Glittering purple and blue, the snow was painted in the soft light of the churning ferris wheel, standing amidst a crowd of milling viewers in the heart of Place des Arts. In the background, a projection danced across the face of a building—one of many art installations at Montreal’s 12th edition of Nuit Blanche.
Each year, Montreal joins hundreds of other cities across the world in an annual celebration that showcases the arts. The concept stemmed from Helsinki’s Night of the Arts festival in 1989 and Jean Blaise, the founder of the Research Centre for Cultural Development in Nantes, France. He organized a festival known as Les Allumées—The Lighted Up—in Nantes in 1990, where he transformed the city into an outdoor art gallery from 6 p.m. to 6 a.m., showcasing six different artists from six different cities.
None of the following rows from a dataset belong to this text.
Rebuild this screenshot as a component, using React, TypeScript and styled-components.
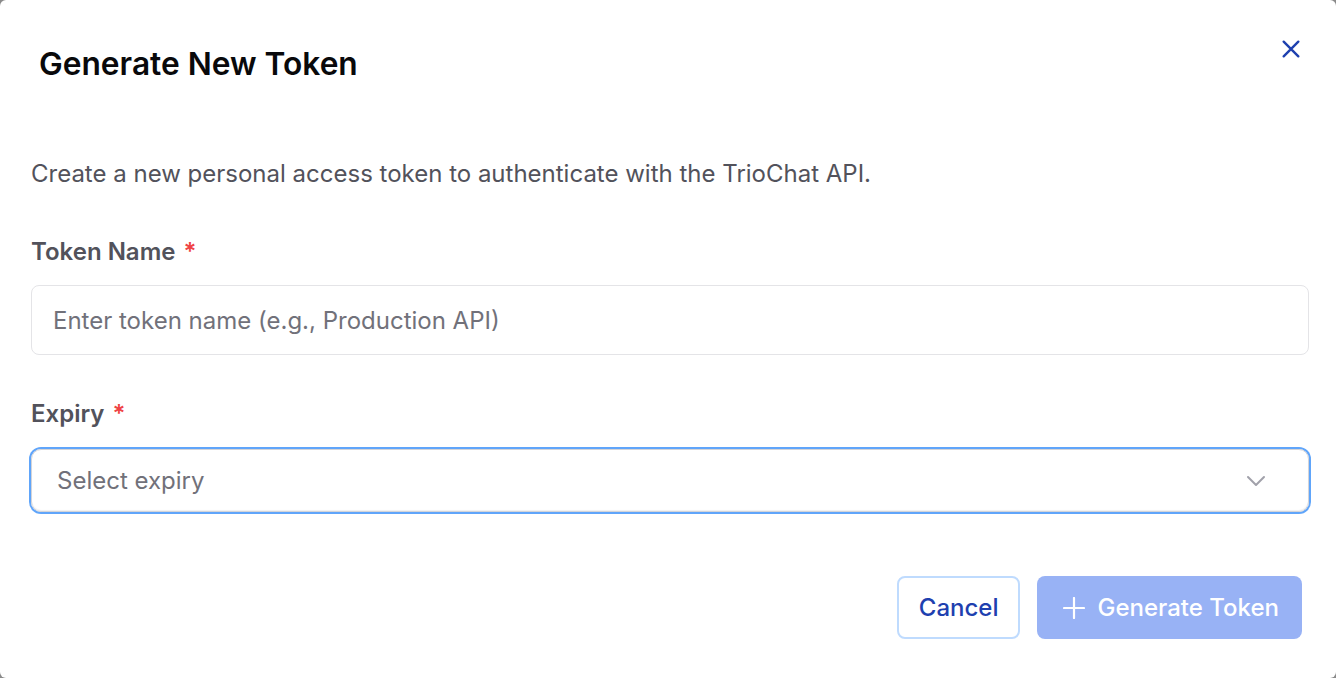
import React from "react";
import styled, { createGlobalStyle } from "styled-components";

const GlobalStyle = createGlobalStyle`
  html, body {
    margin: 0;
    padding: 0;
    background: #8a8a8a;
  }
  body {
    font-family: Inter, "Noto Sans", sans-serif;
  }
  * {
    box-sizing: border-box;
  }
`;

const Dialog = styled.div`
  width: 1336px;
  height: 678px;
  background: #ffffff;
  border-radius: 6px;
  padding: 45px 27px 0 31px;
  display: flex;
  flex-direction: column;
`;

const Header = styled.div`
  display: flex;
  align-items: flex-start;
  justify-content: space-between;
  padding-left: 8px;
`;

const Title = styled.h2`
  margin: 0;
  font-size: 31.7px;
  line-height: 38px;
  font-weight: 600;
  color: #09090b;
`;

const CloseButton = styled.button`
  border: none;
  background: none;
  padding: 0;
  margin: -10px 4px 0 0;
  width: 28px;
  height: 28px;
  display: flex;
  align-items: center;
  justify-content: center;
  color: #1e40af;
  cursor: pointer;
`;

const Description = styled.p`
  margin: 75px 0 0;
  font-size: 24px;
  line-height: 32px;
  color: #52525b;
`;

const Label = styled.label<{ top: number }>`
  display: block;
  margin-top: ${(p) => p.top}px;
  font-size: 24px;
  line-height: 32px;
  font-weight: 600;
  color: #52525b;
`;

const Required = styled.span`
  color: #ef4444;
  margin-left: 8px;
`;

const TextInput = styled.input`
  display: block;
  width: 100%;
  height: 70px;
  margin-top: 17px;
  padding: 0 21px;
  border: 1.5px solid #e4e4e7;
  border-radius: 8px;
  font-family: inherit;
  font-size: 24px;
  color: #18181b;
  outline: none;
  &::placeholder {
    color: #71717a;
  }
`;

const SelectBox = styled.div`
  display: flex;
  align-items: center;
  justify-content: space-between;
  height: 63px;
  margin-top: 19px;
  padding: 0 42px 0 25px;
  border: 1.5px solid #d4d4d8;
  border-radius: 10px;
  box-shadow: 0 0 0 2px #60a5fa, inset 0 -1px 1px rgba(0, 0, 0, 0.06);
  font-size: 24px;
  color: #71717a;
`;

const Footer = styled.div`
  display: flex;
  justify-content: flex-end;
  gap: 17px;
  margin-top: 64px;
  padding-right: 7px;
`;

const Button = styled.button<{ primary?: boolean }>`
  display: flex;
  align-items: center;
  gap: 12px;
  height: 63px;
  padding: ${(p) => (p.primary ? "0 21px 0 24px" : "0 20px")};
  border-radius: 8px;
  border: 2px solid ${(p) => (p.primary ? "transparent" : "#bfdbfe")};
  background: ${(p) => (p.primary ? "#98b2f5" : "#ffffff")};
  color: ${(p) => (p.primary ? "#ffffff" : "#1e40af")};
  font-family: inherit;
  font-size: 24px;
  font-weight: 500;
  cursor: pointer;
`;

export default function App() {
  return (
    <>
      <GlobalStyle />
      <Dialog>
        <Header>
          <Title>Generate New Token</Title>
          <CloseButton aria-label="Close">
            <svg width="22" height="22" viewBox="0 0 24 24" fill="none" stroke="currentColor" strokeWidth="2.6" strokeLinecap="round">
              <path d="M4 4L20 20M20 4L4 20" />
            </svg>
          </CloseButton>
        </Header>
        <Description>
          Create a new personal access token to authenticate with the TrioChat API.
        </Description>
        <Label top={46}>
          Token Name<Required>*</Required>
        </Label>
        <TextInput placeholder="Enter token name (e.g., Production API)" />
        <Label top={43}>
          Expiry<Required>*</Required>
        </Label>
        <SelectBox>
          <span>Select expiry</span>
          <svg width="20" height="12" viewBox="0 0 20 12" fill="none" stroke="#a1a1aa" strokeWidth="2" strokeLinecap="round" strokeLinejoin="round">
            <path d="M2 2L10 10L18 2" />
          </svg>
        </SelectBox>
        <Footer>
          <Button>Cancel</Button>
          <Button primary>
            <svg width="22" height="22" viewBox="0 0 22 22" fill="none" stroke="currentColor" strokeWidth="2.2" strokeLinecap="round">
              <path d="M11 1V21M1 11H21" />
            </svg>
            Generate Token
          </Button>
        </Footer>
      </Dialog>
    </>
  );
}
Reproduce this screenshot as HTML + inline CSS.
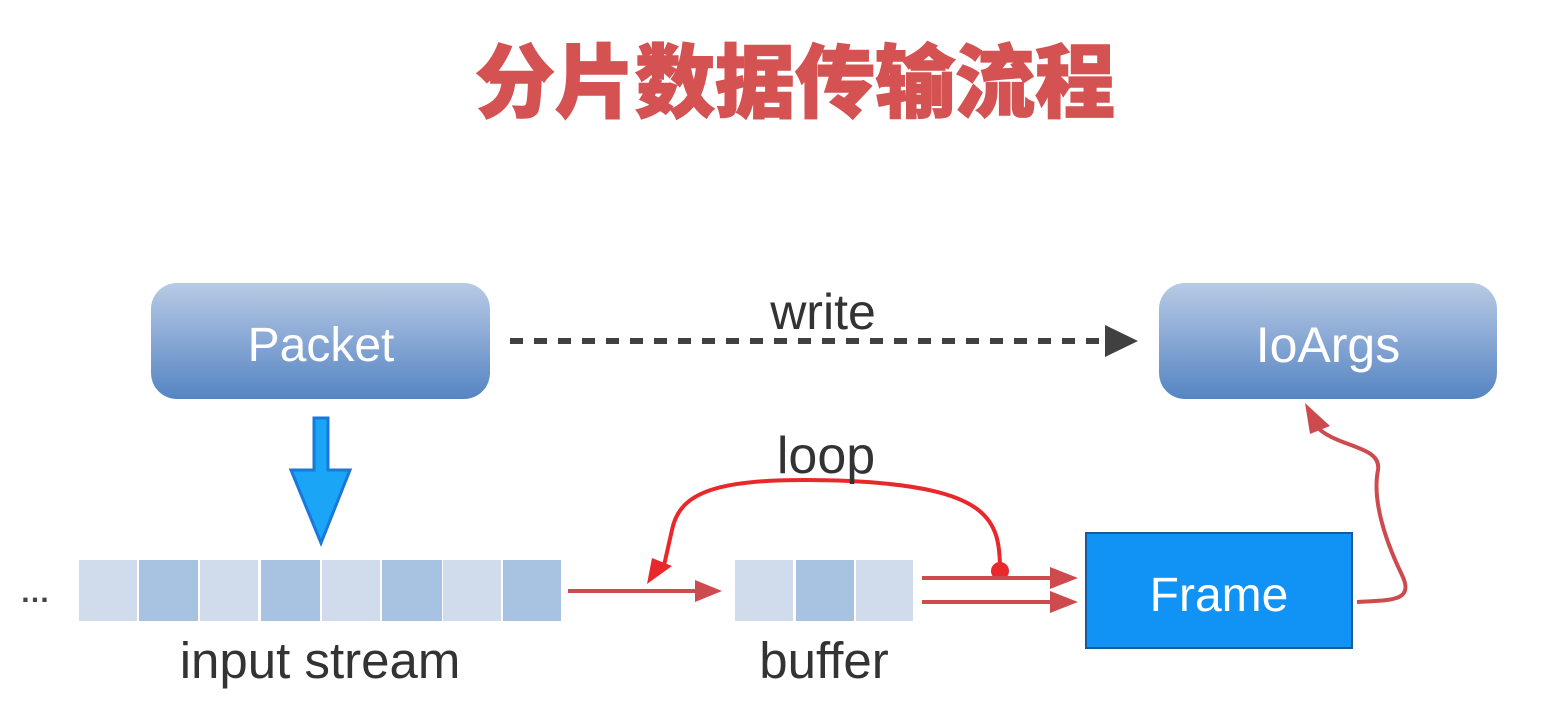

Twelve years later, Les Allumées inspired the first installation of Nuit Blanche in Paris—which was also directed by Blaise—and since then has spread to countries like Canada, Australia, and Chile.
Unlike other cities, however, Nuit Blanche forms part of a greater initiative known as Montreal en lumière. The festival draws around 900,000 fans each year over a 10-day period to experience a range of visual and performing arts. This February, Montreal itself was the muse for its own festival. Renowned Montreal-based chefs contributed to the gastronomy aspect of the festival, while artists found inspiration from the city in the pieces they created for showcase.